3. Ausgestaltung: a) Von der Grundidee des Generationenvertrags her ist eine Organisation der kollektiven Alterssicherung als Sozialversicherung nahe liegend, bei der die Äquivalenz von (privaten) Aufwendungen für die nachwachsende Generation mit späteren Rentenzahlungen explizit berücksichtigt wird.
b) Möglich ist stattdessen jedoch auch eine Verbindung von Alterssicherung - selbst in Gestalt eines Steuer-Transfer-Systems - mit einem (steuerfinanzierten) Familienlastenausgleich, einschließlich öffentlich finanzierter Bildungsangebote, durch den sich die Gesellschaft und somit auch Kinderlose am Aufwand für Investitionen in das zukünftige Humanvermögen beteiligen. Soweit damit allerdings Intransparenzen oder Veränderungen der Anreizbedingungen verbunden sind, weil die Gewährung öffentlicher Leistungen nicht mehr unmittelbar den zuvor geschilderten, realen Leistungsbeziehungen entspricht, kann dies die Stabilität des jeweiligen Gesamtsystems u.U. gefährden.
c) Dies gilt auch für die in der Bundesrepublik Deutschland (1957) gewählte Form der gesetzlichen Alterssicherung, die auf der (nur vordergründigen, mittlerweile aber als „eigentumsähnliche Ansprüche” unter grundgesetzlichen Schutz gestellten) Äquivalenz von Beiträgen, aus denen die Renten der gegenwärtigen Altengeneration finanziert werden, mit den späteren Renten der jetzt Erwerbstätigen basiert (Pfeil c und f). Auf die parallel geforderte Einrichtung einer kollektiv organisierten „Kindheits- und Jugendrente” (W. Schreiber) zur Finanzierung der elterlichen Aufwendungen für die nachwachsende Generation wurde dagegen verzichtet - zum einen aus einer gewissen bevölkerungspolitischen Zurückhaltung heraus, zum anderen wohl auch wegen der gerade erfolgten Einführung eines Kindergelds.
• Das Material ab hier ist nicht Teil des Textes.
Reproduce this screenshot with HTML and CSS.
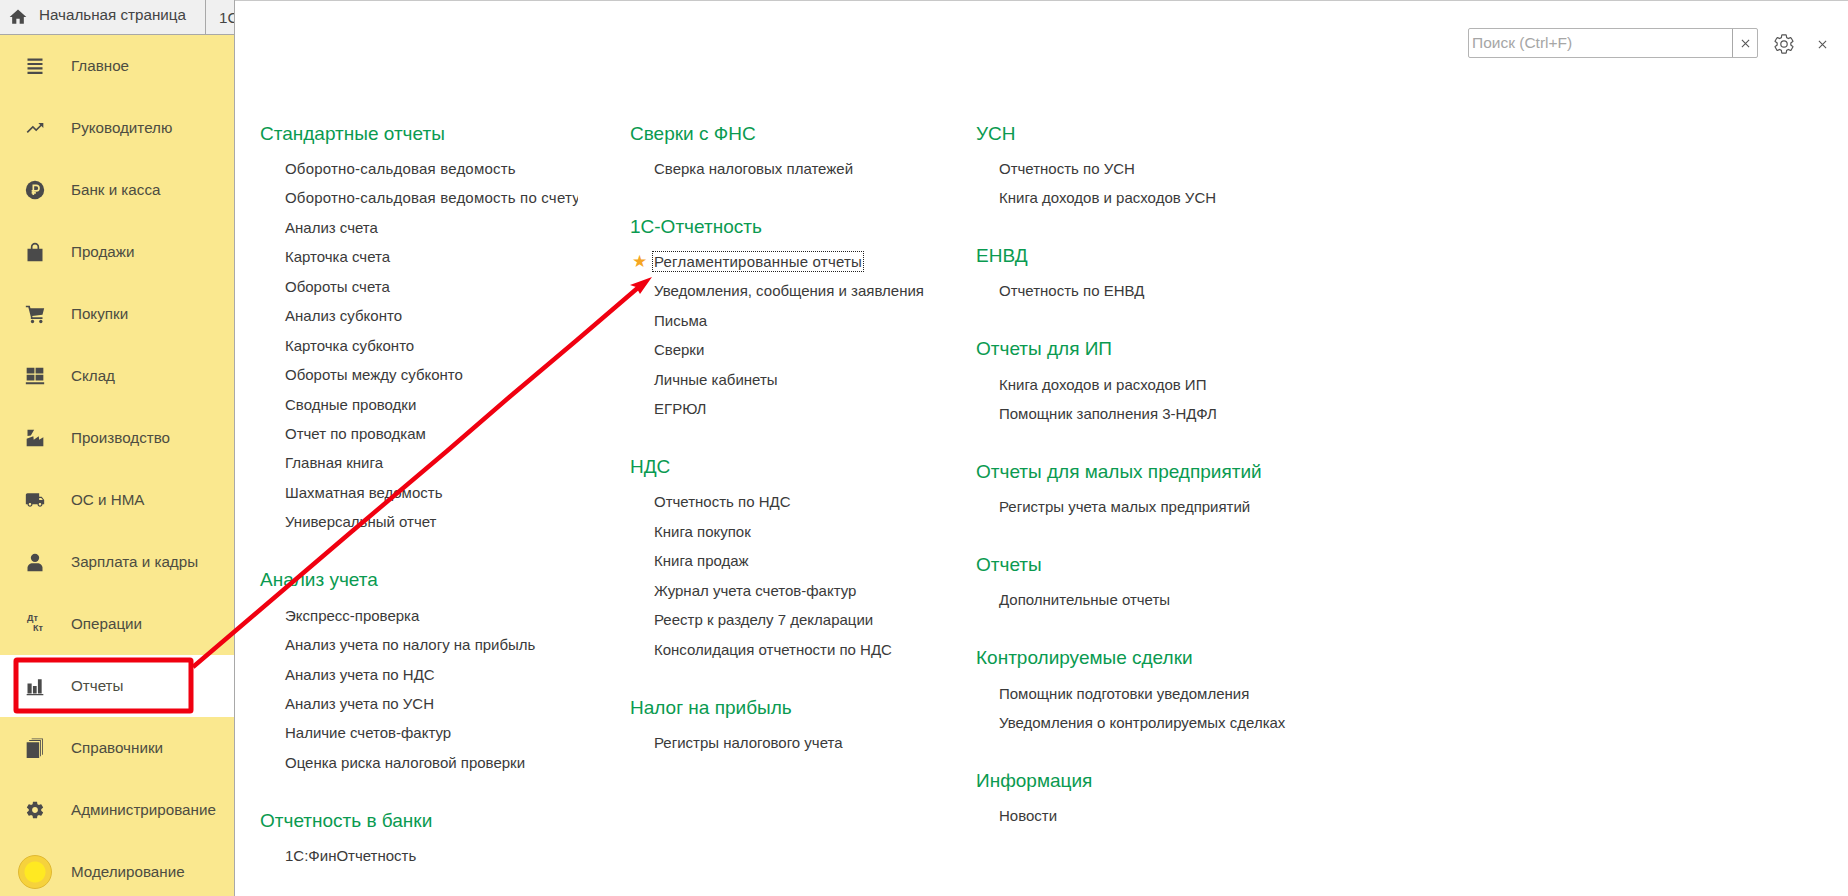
FILE: index.html

```html
<!DOCTYPE html>
<html lang="ru">
<head>
  <meta charset="UTF-8" />
  <title>Отчеты</title>
  <link rel="stylesheet" href="styles.css">
</head>
<body>
  <aside class="side">
    <div class="tabs">
      <svg class="home" viewBox="0 0 24 24"><path d="M10 20v-6h4v6h5v-8h3L12 3 2 12h3v8z"/></svg>
      <span class="tab-name">Начальная страница</span>
      <span class="tab-next">1С</span>
    </div>
    <nav class="nav">
      <a class="nav-row"><span class="ico"><svg viewBox="0 0 24 24"><path d="M3 3h18v2.600H3zM3 8.300h18v2.600H3zM3 13.600h18v2.600H3zM3 18.900h18v2.600H3z"/></svg></span>Главное</a>
      <a class="nav-row"><span class="ico"><svg viewBox="0 0 24 24"><path d="M16 6l2.290 2.290-4.880 4.880-4-4L2 16.590 3.410 18l6-6 4 4 6.300-6.290L22 12V6z"/></svg></span>Руководителю</a>
      <a class="nav-row"><span class="ico"><svg viewBox="0 0 24 24"><circle cx="12" cy="12" r="11"/><path d="M10 18V6.500h3.500a3.300 3.300 0 0 1 0 6.600H8M8 15.500h5" fill="none" stroke="#fae88f" stroke-width="2"/></svg></span>Банк и касса</a>
      <a class="nav-row"><span class="ico"><svg viewBox="0 0 24 24"><path d="M3 8h4V6a5 5 0 0 1 10 0v2h4v15H3zM9 8h6V6a3 3 0 0 0-6 0z" fill-rule="evenodd"/></svg></span>Продажи</a>
      <a class="nav-row"><span class="ico"><svg viewBox="0 0 24 24"><path d="M1 2v2h3l3 11.500V18h14v-2H9l-.3-1.500L21 13l2-8H6.500L5.800 2z"/><circle cx="9" cy="21" r="2"/><circle cx="19" cy="21" r="2"/></svg></span>Покупки</a>
      <a class="nav-row"><span class="ico"><svg viewBox="0 0 24 24"><path d="M2 2h9.300v7H2zM12.700 2H22v7h-9.300zM2 10.500h9.300v7H2zM12.700 10.500H22v7h-9.300zM1 19.500h22V22H1z"/></svg></span>Склад</a>
      <a class="nav-row"><span class="ico"><svg viewBox="0 0 24 24"><path d="M3 2h8l-4 7-4 .500zM2 22V13l8-3 .500 4 6-4 .500 4 5-3v11z"/></svg></span>Производство</a>
      <a class="nav-row"><span class="ico"><svg viewBox="0 0 24 24"><path d="M20 8h-3V4H3c-1.100 0-2 .9-2 2v11h2c0 1.660 1.340 3 3 3s3-1.340 3-3h6c0 1.660 1.340 3 3 3s3-1.340 3-3h2v-5l-3-4zM6 18.500c-.83 0-1.500-.67-1.500-1.500s.67-1.500 1.500-1.500 1.500.67 1.500 1.500-.67 1.500-1.500 1.500zm13.500-9l1.960 2.500H17V9.500h2.500zm-1.500 9c-.83 0-1.500-.67-1.500-1.500s.67-1.500 1.500-1.500 1.500.67 1.500 1.500-.67 1.500-1.500 1.500z"/></svg></span>ОС и НМА</a>
      <a class="nav-row"><span class="ico"><svg viewBox="0 0 24 24"><circle cx="12" cy="7" r="5"/><path d="M3 23v-4c0-3 3-5.500 6-5.500h6c3 0 6 2.500 6 5.500v4z"/></svg></span>Зарплата и кадры</a>
      <a class="nav-row"><span class="ico dtkt"><span class="dt">Дт</span><span class="kt">Кт</span></span>Операции</a>
      <a class="nav-row nav-row-on"><span class="ico"><svg viewBox="0 0 24 24"><path d="M3 9h5v12H3zM9.500 12h4.500v9H9.500zM15.500 4H20v17h-4.500zM2 21.500h20V23H2z"/></svg></span>Отчеты</a>
      <a class="nav-row"><span class="ico"><svg viewBox="0 0 24 24"><path d="M2 5h15v19H2zM18 3h1v19h-1zM20.500 1h1v19h-1zM5 2.500h14v1H5zM8 .5h13.500v1H8z"/></svg></span>Справочники</a>
      <a class="nav-row"><span class="ico"><svg viewBox="0 0 24 24"><path d="M19.430 12.980c.04-.32.07-.64.07-.98s-.03-.66-.07-.98l2.110-1.650c.19-.15.24-.42.12-.64l-2-3.460c-.12-.22-.39-.3-.61-.22l-2.490 1c-.52-.4-1.080-.73-1.690-.98l-.38-2.650C14.460 2.180 14.250 2 14 2h-4c-.25 0-.46.18-.49.42l-.38 2.650c-.61.25-1.170.59-1.690.98l-2.490-1c-.23-.09-.49 0-.61.22l-2 3.460c-.13.22-.07.49.12.64l2.110 1.650c-.04.32-.07.65-.07.98s.03.66.07.98l-2.110 1.650c-.19.15-.24.42-.12.64l2 3.460c.12.22.39.3.61.22l2.490-1c.52.4 1.080.73 1.690.98l.38 2.650c.03.24.24.42.49.42h4c.25 0 .46-.18.49-.42l.38-2.650c.61-.25 1.170-.59 1.690-.98l2.490 1c.23.09.49 0 .61-.22l2-3.460c.12-.22.07-.49-.12-.64l-2.110-1.650zM12 15.500c-1.930 0-3.500-1.570-3.500-3.500s1.570-3.500 3.500-3.500 3.500 1.570 3.500 3.500-1.570 3.500-3.500 3.500z"/></svg></span>Администрирование</a>
      <a class="nav-row"><span class="ico"><span class="sun"></span></span>Моделирование</a>
    </nav>
  </aside>

  <main class="main">
    <div class="tools">
      <div class="search">
        <span class="search-text">Поиск (Ctrl+F)</span>
        <span class="search-x"><svg viewBox="0 0 10 10"><path d="M1 1l8 8M9 1l-8 8"/></svg></span>
      </div>
      <svg class="gear" viewBox="0 0 24 24"><path d="M19.430 12.980c.04-.32.07-.64.07-.98s-.03-.66-.07-.98l2.110-1.650c.19-.15.24-.42.12-.64l-2-3.460c-.12-.22-.39-.3-.61-.22l-2.490 1c-.52-.4-1.080-.73-1.690-.98l-.38-2.650C14.460 2.180 14.250 2 14 2h-4c-.25 0-.46.18-.49.42l-.38 2.650c-.61.25-1.170.59-1.690.98l-2.490-1c-.23-.09-.49 0-.61.22l-2 3.460c-.13.22-.07.49.12.64l2.110 1.650c-.04.32-.07.65-.07.98s.03.66.07.98l-2.110 1.650c-.19.15-.24.42-.12.64l2 3.460c.12.22.39.3.61.22l2.490-1c.52.4 1.080.73 1.690.98l.38 2.650c.03.24.24.42.49.42h4c.25 0 .46-.18.49-.42l.38-2.650c.61-.25 1.170-.59 1.690-.98l2.490 1c.23.09.49 0 .61-.22l2-3.460c.12-.22.07-.49-.12-.64l-2.110-1.650z"/><circle cx="12" cy="12" r="3.500"/></svg>
      <svg class="close" viewBox="0 0 10 10"><path d="M1 1l8 8M9 1l-8 8"/></svg>
    </div>

    <div class="cols">
      <div class="col col-1">
        <section class="group">
          <h2>Стандартные отчеты</h2>
          <a class="wide">Оборотно-сальдовая ведомость</a>
          <a class="wide cut">Оборотно-сальдовая ведомость по счету</a>
          <a>Анализ счета</a>
          <a>Карточка счета</a>
          <a>Обороты счета</a>
          <a>Анализ субконто</a>
          <a>Карточка субконто</a>
          <a>Обороты между субконто</a>
          <a>Сводные проводки</a>
          <a>Отчет по проводкам</a>
          <a>Главная книга</a>
          <a>Шахматная ведомость</a>
          <a>Универсальный отчет</a>
        </section>
        <section class="group">
          <h2>Анализ учета</h2>
          <a>Экспресс-проверка</a>
          <a>Анализ учета по налогу на прибыль</a>
          <a>Анализ учета по НДС</a>
          <a>Анализ учета по УСН</a>
          <a>Наличие счетов-фактур</a>
          <a>Оценка риска налоговой проверки</a>
        </section>
        <section class="group">
          <h2>Отчетность в банки</h2>
          <a>1С:ФинОтчетность</a>
        </section>
      </div>

      <div class="col col-2">
        <section class="group">
          <h2>Сверки с ФНС</h2>
          <a>Сверка налоговых платежей</a>
        </section>
        <section class="group">
          <h2>1С-Отчетность</h2>
          <a class="fav"><span class="star">★</span><span class="focus wide">Регламентированные отчеты</span></a>
          <a>Уведомления, сообщения и заявления</a>
          <a>Письма</a>
          <a>Сверки</a>
          <a>Личные кабинеты</a>
          <a>ЕГРЮЛ</a>
        </section>
        <section class="group">
          <h2>НДС</h2>
          <a>Отчетность по НДС</a>
          <a>Книга покупок</a>
          <a>Книга продаж</a>
          <a>Журнал учета счетов-фактур</a>
          <a>Реестр к разделу 7 декларации</a>
          <a>Консолидация отчетности по НДС</a>
        </section>
        <section class="group">
          <h2>Налог на прибыль</h2>
          <a>Регистры налогового учета</a>
        </section>
      </div>

      <div class="col col-3">
        <section class="group">
          <h2>УСН</h2>
          <a>Отчетность по УСН</a>
          <a>Книга доходов и расходов УСН</a>
        </section>
        <section class="group">
          <h2>ЕНВД</h2>
          <a>Отчетность по ЕНВД</a>
        </section>
        <section class="group">
          <h2>Отчеты для ИП</h2>
          <a>Книга доходов и расходов ИП</a>
          <a>Помощник заполнения 3-НДФЛ</a>
        </section>
        <section class="group">
          <h2>Отчеты для малых предприятий</h2>
          <a>Регистры учета малых предприятий</a>
        </section>
        <section class="group">
          <h2>Отчеты</h2>
          <a>Дополнительные отчеты</a>
        </section>
        <section class="group">
          <h2>Контролируемые сделки</h2>
          <a>Помощник подготовки уведомления</a>
          <a>Уведомления о контролируемых сделках</a>
        </section>
        <section class="group">
          <h2>Информация</h2>
          <a>Новости</a>
        </section>
      </div>
    </div>
  </main>

  <!-- красная разметка поверх скриншота -->
  <svg class="marks" viewBox="0 0 1848 896">
    <rect x="16" y="660" width="175" height="51" rx="1" fill="none" stroke="#f00010" stroke-width="5"/>
    <path d="M193 667L350 533 447 451 513 394 577 340 640 286" fill="none" stroke="#f00010" stroke-width="4.500"/>
    <path d="M652 277L630 285 636 287 640 294z" fill="#f00010"/>
  </svg>
</body>
</html>
```

FILE: styles.css

```css
:root {
  --yellow: #fae88f;
  --green: #0a9a50;
  --ink: #3a3a3a;
  --icon: #4a4a4a;
}
* {
  box-sizing: border-box;
}
html, body {
  height: 100%;
}
body {
  margin: 0;
  height: 896px;
  overflow: hidden;
  display: flex;
  position: relative;
  background: #fff;
  color: var(--ink);
  font-family: "Liberation Sans", Arial, sans-serif;
  font-size: 15px;
}
.side {
  width: 235px;
  flex: none;
  border-right: 1px solid #a8a8a8;
  background: var(--yellow);
  font-size: 15.200px;
}
.tabs {
  height: 35px;
  display: flex;
  align-items: center;
  overflow: hidden;
  background: #f0f0f0;
  border-bottom: 1px solid #a8a8a8;
  color: #444;
  white-space: nowrap;
}
.home {
  width: 20px;
  height: 20px;
  margin-left: 8px;
  flex: none;
  fill: #4a4a4a;
}
.tab-name {
  margin-left: 11px;
  width: 167px;
  height: 34px;
  flex: none;
  line-height: 30px;
  border-right: 1px solid #a8a8a8;
}
.tab-next {
  margin-left: 13px;
}
.nav-row {
  height: 62px;
  padding: 0 0 2px 23px;
  display: flex;
  align-items: center;
  color: #4d4d42;
}
.nav-row-on {
  background: #fff;
}
.ico {
  width: 24px;
  height: 24px;
  margin: 2px 24px 0 0;
  display: flex;
  align-items: center;
  justify-content: center;
  position: relative;
  flex: none;
}
.ico svg {
  width: 20px;
  height: 20px;
  fill: var(--icon);
}
.dt, .kt {
  position: absolute;
  font-size: 9px;
  font-weight: 700;
  color: var(--icon);
}
.dt {
  left: 4px;
  top: 1px;
}
.kt {
  left: 10px;
  top: 11px;
}
.sun {
  width: 34px;
  height: 34px;
  flex: none;
  border-radius: 50%;
  background: radial-gradient(circle, #ffe922 0 10px, #f6d23c 11px);
  border: 1px solid #e0b830;
}
.main {
  flex: 1;
  min-width: 0;
  border-top: 1px solid #c8c8c8;
}
.tools {
  height: 111.500px;
  padding: 27px 21px 0 0;
  display: flex;
  justify-content: flex-end;
  align-items: flex-start;
}
.search {
  width: 290px;
  height: 30px;
  display: flex;
  border: 1px solid #b4b4b4;
  border-radius: 2px;
}
.search-text {
  flex: 1;
  padding-left: 3px;
  line-height: 28px;
  color: #a6a6a6;
  font-size: 15.500px;
}
.search-x {
  width: 25px;
  display: flex;
  align-items: center;
  justify-content: center;
  border-left: 1px solid #a8a8a8;
}
.search-x svg, .close {
  width: 9px;
  height: 9px;
  fill: none;
  stroke: #555;
  stroke-width: 1.200;
}
.gear {
  width: 22px;
  height: 22px;
  margin: 5px 0 0 15px;
  fill: none;
  stroke: #555;
  stroke-width: 1.300;
}
.close {
  margin: 12px 0 0 23px;
}
.cols {
  display: flex;
  padding-left: 25px;
}
.col-1 {
  width: 370px;
}
.col-2 {
  width: 346px;
}
.col-3 {
  width: 400px;
}
.group {
  margin-bottom: 22.400px;
}
.group h2 {
  margin: 0;
  height: 41.300px;
  line-height: 41.300px;
  font-size: 19px;
  font-weight: 400;
  color: var(--green);
  white-space: nowrap;
}
.group a {
  display: block;
  height: 29.470px;
  line-height: 29.470px;
  padding-left: 25px;
  white-space: nowrap;
}
.col-2 a {
  padding-left: 24px;
}
.col-3 a {
  padding-left: 23px;
}
.group .wide {
  letter-spacing: .2px;
}
.group .cut {
  width: 318px;
  overflow: hidden;
}
.group .fav {
  display: flex;
  align-items: center;
  padding-left: 2px;
}
.star {
  width: 20px;
  color: #f5a623;
  font-size: 17px;
  line-height: 1;
}
.focus {
  height: 21px;
  line-height: 19px;
  padding: 0 1px;
  margin-left: 0;
  border: 1px dotted #222;
}
.marks {
  position: absolute;
  left: 0;
  top: 0;
  width: 1848px;
  height: 896px;
  pointer-events: none;
}
```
4. Probleme: a) Bis heute strittig sind in der Wissenschaft die Wirkungen einer auf dem Generationenvertrag basierenden Alterssicherung auf die volkswirtschaftliche (Sach-)Kapitalbildung und damit auf die Größe des längerfristig zu verteilenden Nationaleinkommens (Feldstein-Kontroverse).
b) Konsens herrscht dagegen weitgehend darüber, dass eine (vollständige) Rückkehr zu einer kapitalfundierten Alterssicherung ohne Doppelbelastung der dann Erwerbstätigen unter realistischen Bedingungen nicht mehr möglich ist, da die wesentlichen Vorteile einer umlagefinanzierten Rente in evtl. (historischen) Einführungsgewinnen für die erste Rentnergeneration liegen.
c) Noch problematischer dürften jedoch etwaige Diskrepanzen zwischen den realen Leistungsströmen im Generationenvertrag und dem institutionell bedingten Bild der rechtlichen Ansprüche und Verpflichtungen sein, soweit davon verzerrte Anreizeffekte für die Bevölkerungsentwicklung und die Humanvermögensbildung insgesamt ausgehen. Demografische Strukturen mit einer sinkenden Zahl Erwerbstätiger erlegen diesen relativ steigende Lasten durch den Unterhalt von Alten- wie Kindergeneration auf, was zu Verteilungskonflikten zwischen den Generationen führen kann.